Application of the FRADO model of BLR formation to the Seyfert galaxy NGC 5548 and the first step toward determining the Hubble constant

TL;DR

This work tests the FRADO model for BLR formation in the Seyfert galaxy NGC 5548 by integrating a lamp-post irradiated disk, a warm/cold disk structure, and a FRADO-based BLR with CLOUDY emissivity calculations. By fitting both the broadband SED and inter-band continuum time delays, and treating the luminosity distance as a free parameter, the authors obtain a Hubble constant of $H_0 = 66.9^{+10.6}_{-2.1}$ km s$^{-1}$ Mpc$^{-1}$, demonstrating the potential of continuum inter-band delays as a cosmological probe. The study highlights the importance of disentangling disk and BLR delays and supports the FRADO scenario for Hβ line formation, while acknowledging systematic uncertainties from dust temperature, fixed parameters, and relativistic effects. As a pilot, it lays the groundwork for applying this approach to a broader AGN sample and for leveraging upcoming time-domain surveys to constrain cosmic distances with AGN reverberation data.

Abstract

The dynamical and geometric structures of the Broad Line Region (BLR), along with the origins of continuum time delays in active galaxies, remain topics of ongoing debate. In this study, we aim to reproduce the observed broadband spectrum, the H$β$ line delay, and the continuum time delays using our newly developed model for the source NGC 5548. We adopt the standard accretion disk model, with the option of an inner hot flow, and employ the lamp-post model to account for disk irradiation. Additionally, we model the BLR structure based on radiation pressure acting on dust. The model is parameterized by the black hole mass, $M_{\text{BH}}$ (which is fixed), the accretion rate, the viewing angle, the height of the lamp-post, the cloud density, and the cloud covering factor.
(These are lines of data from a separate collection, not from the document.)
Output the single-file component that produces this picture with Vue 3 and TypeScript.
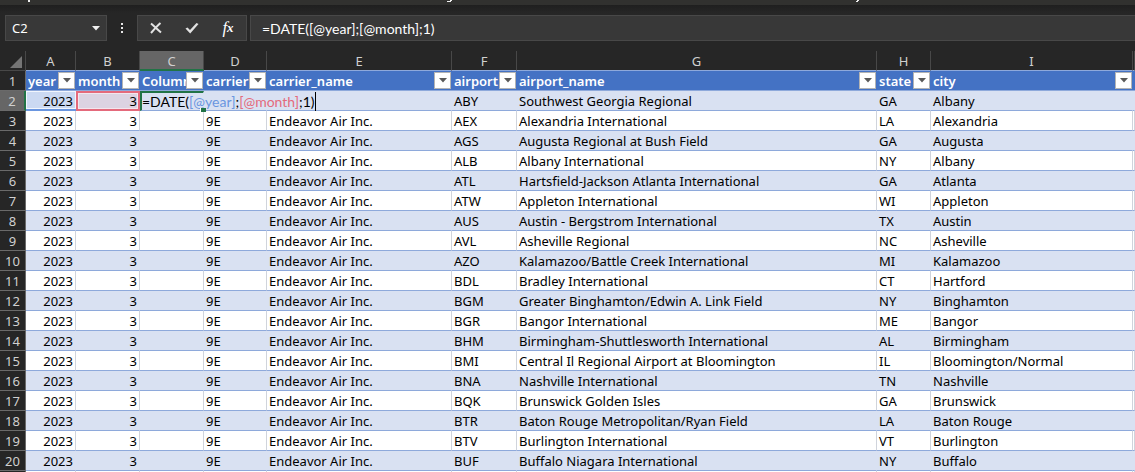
<script setup lang="ts">
import { ref } from 'vue'

interface Column {
  letter: string
  label: string
  cls: string
}

const columns: Column[] = [
  { letter: 'A', label: 'year', cls: 'w-a' },
  { letter: 'B', label: 'month', cls: 'w-b' },
  { letter: 'C', label: 'Column1', cls: 'w-c' },
  { letter: 'D', label: 'carrier', cls: 'w-d' },
  { letter: 'E', label: 'carrier_name', cls: 'w-e' },
  { letter: 'F', label: 'airport', cls: 'w-f' },
  { letter: 'G', label: 'airport_name', cls: 'w-g' },
  { letter: 'H', label: 'state', cls: 'w-h' },
  { letter: 'I', label: 'city', cls: 'w-i' },
]

const rows: string[][] = [
  ['ABY', 'Southwest Georgia Regional', 'GA', 'Albany'],
  ['AEX', 'Alexandria International', 'LA', 'Alexandria'],
  ['AGS', 'Augusta Regional at Bush Field', 'GA', 'Augusta'],
  ['ALB', 'Albany International', 'NY', 'Albany'],
  ['ATL', 'Hartsfield-Jackson Atlanta International', 'GA', 'Atlanta'],
  ['ATW', 'Appleton International', 'WI', 'Appleton'],
  ['AUS', 'Austin - Bergstrom International', 'TX', 'Austin'],
  ['AVL', 'Asheville Regional', 'NC', 'Asheville'],
  ['AZO', 'Kalamazoo/Battle Creek International', 'MI', 'Kalamazoo'],
  ['BDL', 'Bradley International', 'CT', 'Hartford'],
  ['BGM', 'Greater Binghamton/Edwin A. Link Field', 'NY', 'Binghamton'],
  ['BGR', 'Bangor International', 'ME', 'Bangor'],
  ['BHM', 'Birmingham-Shuttlesworth International', 'AL', 'Birmingham'],
  ['BMI', 'Central Il Regional Airport at Bloomington', 'IL', 'Bloomington/Normal'],
  ['BNA', 'Nashville International', 'TN', 'Nashville'],
  ['BQK', 'Brunswick Golden Isles', 'GA', 'Brunswick'],
  ['BTR', 'Baton Rouge Metropolitan/Ryan Field', 'LA', 'Baton Rouge'],
  ['BTV', 'Burlington International', 'VT', 'Burlington'],
  ['BUF', 'Buffalo Niagara International', 'NY', 'Buffalo'],
]

const formula = ref('=DATE([@year];[@month];1)')
const cellName = ref('C2')
</script>

<template>
  <div class="app">
    <div class="ribbon">
      <svg width="100%" height="5" aria-hidden="true">
        <path d="M28 0h2v2h-2zM447 1h4v1h-4zM450 0h2v1h-2zM856 1h2v1h-2zM857 0h2v1h-2z" fill="#f0f0f0" />
      </svg>
    </div>

    <div class="formula-bar">
      <div class="name-box">
        <input v-model="cellName" aria-label="Name box" />
        <button type="button" aria-label="Show names">
          <svg width="8" height="5" viewBox="0 0 8 5"><path d="M0 0h8L4 4.6z" fill="#f0f0f0" /></svg>
        </button>
      </div>
      <svg class="grip" width="4" height="12" viewBox="0 0 4 12">
        <path d="M1 1h2v2H1zM1 5h2v2H1zM1 9h2v2H1z" fill="#e6e6e6" />
      </svg>
      <div class="actions">
        <button type="button" aria-label="Cancel">
          <svg width="14" height="14" viewBox="0 0 14 14"><path d="M2 2.5C5 5 8.500 8.500 12 11.500M11.500 2C8 5 5 8.500 2 12" fill="none" stroke="#e2e2e2" stroke-width="2" /></svg>
        </button>
        <button type="button" aria-label="Enter">
          <svg width="14" height="14" viewBox="0 0 14 14"><path d="M.5 7.500L2.500 6.500L5 9L11.500 2L13.500 3L5.200 12.500z" fill="#e2e2e2" /></svg>
        </button>
        <button type="button" aria-label="Insert function" class="fx"><i>f</i><i class="x">x</i></button>
      </div>
      <input v-model="formula" class="formula" aria-label="Formula" />
    </div>

    <table class="sheet">
      <colgroup>
        <col class="w-n" />
        <col v-for="c in columns" :key="c.letter" :class="c.cls" />
        <col />
      </colgroup>
      <thead>
        <tr class="letters">
          <th class="corner"><svg width="12" height="12" viewBox="0 0 12 12"><path d="M12 0v12H0z" fill="#757575" /></svg></th>
          <th v-for="c in columns" :key="c.letter" :class="{ active: c.letter === 'C' }">{{ c.letter }}</th>
          <th></th>
        </tr>
        <tr class="names">
          <th class="num">1</th>
          <th v-for="c in columns" :key="c.letter" class="name">
            <div class="head">
              <span>{{ c.label }}</span>
              <button type="button" :aria-label="`Filter ${c.label}`">
                <svg width="8" height="5" viewBox="0 0 8 5"><path d="M0 0h8L4 4.500z" fill="#595959" /></svg>
              </button>
            </div>
          </th>
          <th class="name"></th>
        </tr>
      </thead>
      <tbody>
        <tr v-for="(r, i) in rows" :key="r[0]" :class="{ band: i % 2 === 0 }">
          <th class="num" :class="{ active: i === 0 }">{{ i + 2 }}</th>
          <td class="right" :class="{ 'ref-year': i === 0 }">2023</td>
          <td class="right" :class="{ 'ref-month': i === 0 }">3</td>
          <td :class="{ editing: i === 0 }">
            <div v-if="i === 0" class="editor">=DATE(<span class="blue">[@year]</span>;<span class="red">[@month]</span>;1)</div>
          </td>
          <td>{{ i === 0 ? '' : '9E' }}</td>
          <td>{{ i === 0 ? '' : 'Endeavor Air Inc.' }}</td>
          <td v-for="v in r" :key="v">{{ v }}</td>
          <td></td>
        </tr>
        <tr>
          <th class="num"></th>
          <td v-for="n in 10" :key="n"></td>
        </tr>
      </tbody>
    </table>
  </div>
</template>

<style>
body {
  margin: 0;
  background: #262626;
}
</style>

<style scoped>
.app {
  height: 100vh;
  overflow: hidden;
  background: #262626;
  color: #fff;
  font: 13px/19px "Noto Sans", sans-serif;
}
.app * {
  box-sizing: border-box;
}
button, input {
  border: 0;
  padding: 0;
  background: none;
  color: inherit;
  font: inherit;
}
input {
  outline: 0;
  min-width: 0;
}
svg {
  display: block;
}
.ribbon {
  height: 5px;
  background: #31312f;
}
.formula-bar {
  display: flex;
  align-items: center;
  height: 46px;
  padding: 0 0 0 5px;
  background: linear-gradient(#1f1f1f, #262626 8px);
}
.name-box, .actions, .formula {
  height: 26px;
  background: #383838;
  border: 1px solid #484848;
}
.name-box {
  display: flex;
  width: 102px;
  padding: 0 6px;
}
.name-box input {
  flex: 1;
}
.grip {
  margin: 0 13px;
}
.actions {
  display: flex;
  align-items: center;
  width: 110px;
}
.actions button {
  flex: 1;
  display: flex;
  justify-content: center;
}
.formula {
  flex: 1;
  margin-left: 3px;
  padding: 0 11px;
  border-right: 0;
}
.formula, .editor {
  font: 14px/19px Lato, "Noto Sans", sans-serif;
}
.actions .fx {
  font: 17px/18px "Liberation Serif", serif;
}
.fx .x {
  font-size: 13px;
  font-weight: 700;
}
.sheet {
  width: 100%;
  table-layout: fixed;
  border-collapse: separate;
  border-spacing: 0;
}
.w-n { width: 26px; }
.w-a { width: 50px; }
.w-b, .w-c { width: 64px; }
.w-d { width: 63px; }
.w-e { width: 185px; }
.w-f { width: 65px; }
.w-g { width: 360px; }
.w-h { width: 54px; }
.w-i { width: 202px; }
th, td {
  height: 20px;
  padding: 2px 2px 0;
  white-space: nowrap;
  font-weight: 400;
  line-height: 17px;
  vertical-align: top;
}
.letters th {
  padding: 2px 0 0;
  color: #d0d0d0;
  text-align: center;
  border-right: 1px solid #484848;
  border-bottom: 1px solid #8ea9db;
}
.letters .active {
  background: #666;
  border-bottom: 2px solid #217346;
  line-height: 16px;
}
.letters .corner {
  border-bottom-color: #484848;
}
.letters .corner svg {
  margin: 3px 3px 0 auto;
}
.num {
  padding: 2px 0 0;
  background: #262626;
  color: #d0d0d0;
  text-align: center;
  border-right: 1px solid #6a6a6a;
  border-bottom: 1px solid #6a6a6a;
}
.num.active {
  background: #666;
  border-right: 2px solid #217346;
}
.names .name {
  padding: 0 2px;
  background: #4472c4;
  border-bottom: 1px solid #8ea9db;
  text-align: left;
}
.head {
  display: flex;
  height: 19px;
  font-weight: 600;
}
.head span {
  flex: 1;
  min-width: 0;
  padding-top: 2px;
  overflow: hidden;
}
.head button {
  flex: none;
  display: flex;
  align-items: center;
  justify-content: center;
  width: 17px;
  height: 17px;
  margin: 1px -1px 0 0;
  background: #fff;
  border: 1px solid #b4b4b4;
}
td {
  background: #fff;
  color: #000;
  border-right: 1px solid #d0d4dc;
  border-bottom: 1px solid #8ea9db;
}
.band td {
  background: #d9e1f2;
  border-right-color: #d9e1f2;
}
.right {
  text-align: right;
}
.band .ref-year {
  background: #cbd9f2;
  border-bottom: 2px solid #6a96e0;
  border-right: 0;
  padding: 2px 3px 0 0;
  line-height: 16px;
  box-shadow: inset 0 0 0 1px #f2f6fd;
}
.band .ref-month {
  background: #dcd3e2;
  border: 2px solid #e46a7c;
  padding: 0 1px 0 0;
  line-height: 16px;
  box-shadow: inset 0 0 0 1px #f3e6ee;
}
.band .editing {
  position: relative;
  border-top: 2px solid #217346;
  border-left: 2px solid #217346;
}
.editing::after {
  content: "";
  position: absolute;
  right: -3px;
  bottom: -2px;
  width: 5px;
  height: 4px;
  background: #217346;
  border-left: 1px solid #fff;
}
.editor {
  position: absolute;
  top: -1px;
  left: 0;
  border-right: 1px solid #000;
}
.blue { color: #6a96e0; }
.red { color: #e46a7c; }
</style>
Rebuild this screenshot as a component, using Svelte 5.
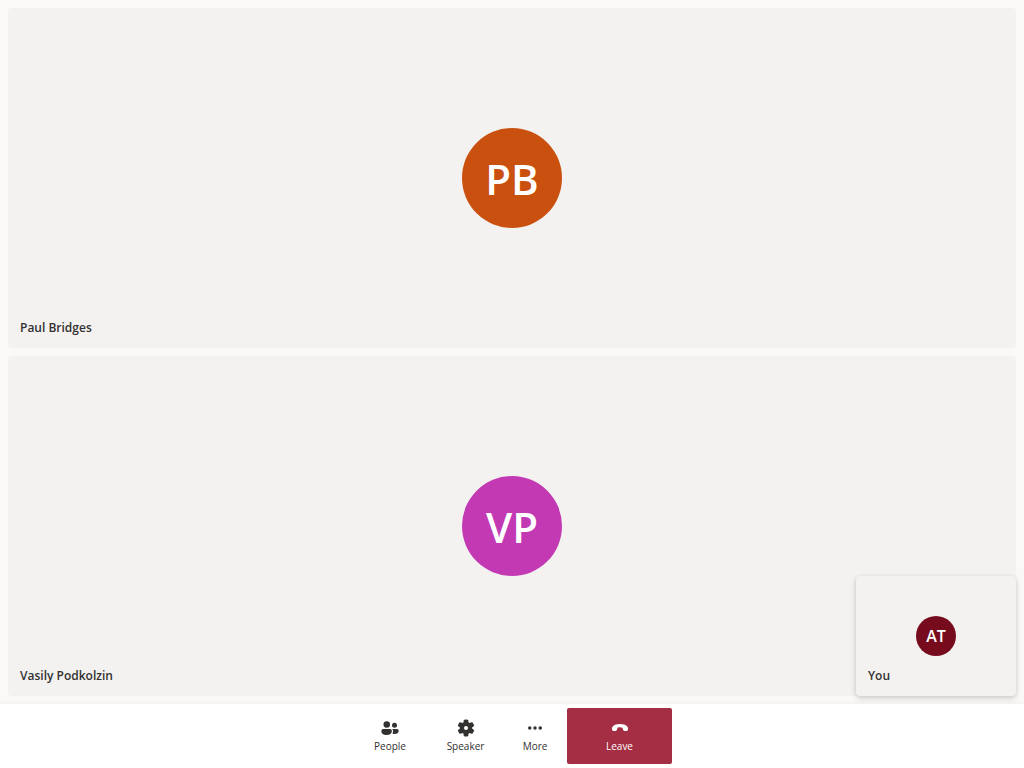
<script>
  const participants = [
    { name: 'Paul Bridges', initials: 'PB', tone: 'orange' },
    { name: 'Vasily Podkolzin', initials: 'VP', tone: 'magenta' }
  ];
</script>

<div class="call">
  <main class="stage">
    {#each participants as person}
      <section class="tile" aria-label={person.name}>
        <div class="avatar {person.tone}">{person.initials}</div>
        <span class="name">{person.name}</span>
      </section>
    {/each}
    <section class="tile self" aria-label="You">
      <div class="avatar small">AT</div>
      <span class="name">You</span>
    </section>
  </main>

  <footer class="bar">
    <button type="button" class="people">
      <svg viewBox="0 0 20 20" aria-hidden="true">
        <circle cx="6.75" cy="6.5" r="3.25" />
        <circle cx="14.5" cy="7.25" r="2.5" />
        <path d="M3.25 11H10a1.900 1.900 0 0 1 1.900 1.900c0 2.600-2.200 4.100-5.250 4.100S1.350 15.500 1.350 12.900A1.900 1.900 0 0 1 3.250 11Z" />
        <path d="M12.250 11H17a1.750 1.750 0 0 1 1.750 1.750c0 2-1.600 3.250-4.250 3.250-.75 0-1.400-.1-2-.3.350-.75.500-1.600.500-2.700 0-.75-.25-1.450-.75-2Z" />
      </svg>
      <span>People</span>
    </button>
    <button type="button" class="speaker">
      <svg viewBox="0 0 20 20" aria-hidden="true">
        <path d="M1.910 7.380A8.500 8.500 0 0 1 3.700 4.300a.5.5 0 0 1 .54-.13l1.920.68a1 1 0 0 0 1.320-.76l.36-2a.5.5 0 0 1 .4-.4 8.530 8.530 0 0 1 3.550 0c.2.04.35.2.38.4l.37 2a1 1 0 0 0 1.320.76l1.920-.68a.5.5 0 0 1 .54.13 8.500 8.500 0 0 1 1.780 3.080c.06.2 0 .4-.15.54l-1.560 1.320a1 1 0 0 0 0 1.520l1.560 1.320a.5.5 0 0 1 .15.54 8.500 8.500 0 0 1-1.780 3.080.5.5 0 0 1-.54.13l-1.920-.68a1 1 0 0 0-1.320.76l-.37 2a.5.5 0 0 1-.38.4 8.530 8.530 0 0 1-3.560 0 .5.5 0 0 1-.39-.4l-.36-2a1 1 0 0 0-1.320-.76l-1.920.68a.5.5 0 0 1-.54-.13 8.500 8.500 0 0 1-1.780-3.080.5.5 0 0 1 .15-.54l1.560-1.320a1 1 0 0 0 0-1.520L2.060 7.920a.5.5 0 0 1-.15-.54ZM8 10a2 2 0 1 0 4 0 2 2 0 0 0-4 0Z" />
      </svg>
      <span>Speaker</span>
    </button>
    <button type="button">
      <svg viewBox="0 0 20 20" aria-hidden="true">
        <circle cx="4.750" cy="10" r="1.750" />
        <circle cx="10" cy="10" r="1.750" />
        <circle cx="15.250" cy="10" r="1.750" />
      </svg>
      <span>More</span>
    </button>
    <button type="button" class="leave">
      <svg viewBox="0 0 20 20" aria-hidden="true">
        <path d="M18 10.900l-.16.880c-.15.820-.9 1.340-1.740 1.260l-1.640-.16c-.72-.08-1.260-.6-1.460-1.330l-.5-1.750A6.600 6.600 0 0 0 10 9.300c-.9 0-1.700.16-2.500.5L7 11.550c-.2.730-.74 1.250-1.460 1.330l-1.640.16c-.84.080-1.590-.44-1.740-1.260L2 10.900c-.17-.93.130-1.870.800-2.520C4.400 6.800 6.800 6 10 6s5.600.8 7.200 2.380c.67.650.970 1.590.8 2.520Z" />
      </svg>
      <span>Leave</span>
    </button>
  </footer>
</div>

<style>
  :global(body) {
    margin: 0;
  }

  .call {
    display: flex;
    flex-direction: column;
    min-height: 100vh;
    background: #faf9f8;
    color: #323130;
    font-family: "Segoe UI", "Open Sans", sans-serif;
  }

  .stage {
    position: relative;
    flex: 1;
    display: grid;
    grid-auto-rows: 1fr;
    gap: 8px;
    padding: 8px;
  }

  .tile {
    box-sizing: border-box;
    display: grid;
    grid-template: 1fr auto 1fr / 1fr;
    padding: 12px;
    border-radius: 4px;
    background: #f3f2f1;
  }

  .avatar {
    grid-row: 2;
    justify-self: center;
    display: flex;
    align-items: center;
    justify-content: center;
    width: 100px;
    height: 100px;
    border-radius: 50%;
    color: #fff;
    font-size: 42px;
    font-weight: 600;
  }

  .orange {
    background: #ca5010;
  }

  .magenta {
    background: #c239b3;
  }

  .small {
    width: 40px;
    height: 40px;
    background: #750b1c;
    font-size: 16px;
  }

  .name {
    grid-row: 3;
    align-self: end;
    font-size: 12px;
    font-weight: 600;
    line-height: 16px;
  }

  .self {
    position: absolute;
    right: 8px;
    bottom: 8px;
    width: 160px;
    height: 120px;
    box-shadow: 0 1px 4px rgba(0, 0, 0, 0.11), 0 3px 7px rgba(0, 0, 0, 0.11);
  }

  .bar {
    position: relative;
    display: flex;
    justify-content: center;
    padding: 4px;
    background: #fff;
    box-shadow: 0 0 6px rgba(0, 0, 0, 0.05);
  }

  button {
    display: flex;
    flex-direction: column;
    align-items: center;
    justify-content: center;
    min-width: 64px;
    height: 56px;
    padding: 0;
    border: 0;
    border-radius: 2px;
    background: transparent;
    color: inherit;
    font: 400 10px/16px "Segoe UI", "Open Sans", sans-serif;
  }

  .people {
    min-width: 76px;
  }

  .speaker {
    min-width: 75px;
  }

  .leave {
    min-width: 105px;
    background: #a42e43;
    color: #fff;
  }

  svg {
    width: 20px;
    height: 20px;
    fill: currentColor;
  }
</style>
The resulting continuum time delays arise from a combination of disk reprocessing and the reprocessing of a fraction of radiation by the BLR. Our model reasonably reproduces the observed broad-band continuum, the H$β$ time delay, and the continuum inter-band time delays measured during the observational campaign. When the accretion rate is not constrained by the known distance to the source, our approach allows for a direct estimation of the distance. The resulting Hubble constant, $H_0$ = $66.9^{+10.6}_{-2.1}$ km s$^{-1}$ Mpc$^{-1}$, represents a significant improvement over previously reported values derived from continuum time delays in the literature. This pilot study demonstrates that, with sufficient data coverage, it is possible to disentangle the time delays originating from the accretion disk and the BLR. This paves the way for effectively using inter-band continuum time delays as a method for determining the Hubble constant. Additionally, the findings provide strong support for the adopted model for the formation of the H$β$ line.

Figures (12)

• Figure 1: Upper panel: 3-D plot of cloud positions from FRADO model for NGC 5548 with $M_{BH}=5 \times 10^7 M_{\odot}$, $L/L_{Edd} = 0.02$, metallicity Z = 5 in solar units. The axes are in units of $r_g$. Bottom panel: a cross-section of cloud positions for $y>-300 \, r_g$ and $y<300 \, r_g$. The black line indicates the thickness of the Keplerian disk. Clouds form a geometrically thin complex layer above the disk.
• Figure 2: Upper panel: Velocity–delay map of NGC 5548 constructed from FRADO model with inclination angle $i = 40$ degrees. Color coding represents the number density of BLR clouds in each velocity-delay bin. The white dashed line shows the virial envelope corresponding to Keplerian disk-like rotation for $v^2 \times \tau$ = constant with $M_{\mathrm{BH}} = 5 \times 10^7 \,M_{\odot}$. Bottom panel: BLR response function generated using the cloud positions from the model shown in Figure \ref{['fig:cloud']}, assuming an inclination angle of $i = 40$ degrees.
• Figure 3: Line profile generated by the FRADO model using the parameters from Figure \ref{['fig:cloud']}.
• Figure 4: Emissivity profile (ratio of the reprocessed to the incident continuum) of a BLR cloud for the adopted parameters: $\log n_H~[\text{cm}^{-3}] = 11$, $\log L~[\text{erg}~\text{s}^{-1}] = 44$, and the BLR distance of $10^{16}$ cm.
• Figure 5: Upper panel: Response functions of the disk at different wavelengths. Bottom panel: Combined response functions of the disk and BLR across the same wavelengths. These representative response functions are obtained for Model C. Parameters used: $M_{\text{BH}}$ = $5.0 \times10^{7}M_{\odot}$, Eddington ratio = 0.015, $L_X = 9.68 \times10^{43}$ erg s$^{-1}$, height: $h = 48.29 r_g$, $R_{in} = 94.87 r_g$, $R_{out} = 10000 r_g$, and viewing angle: $i = 40$ degrees.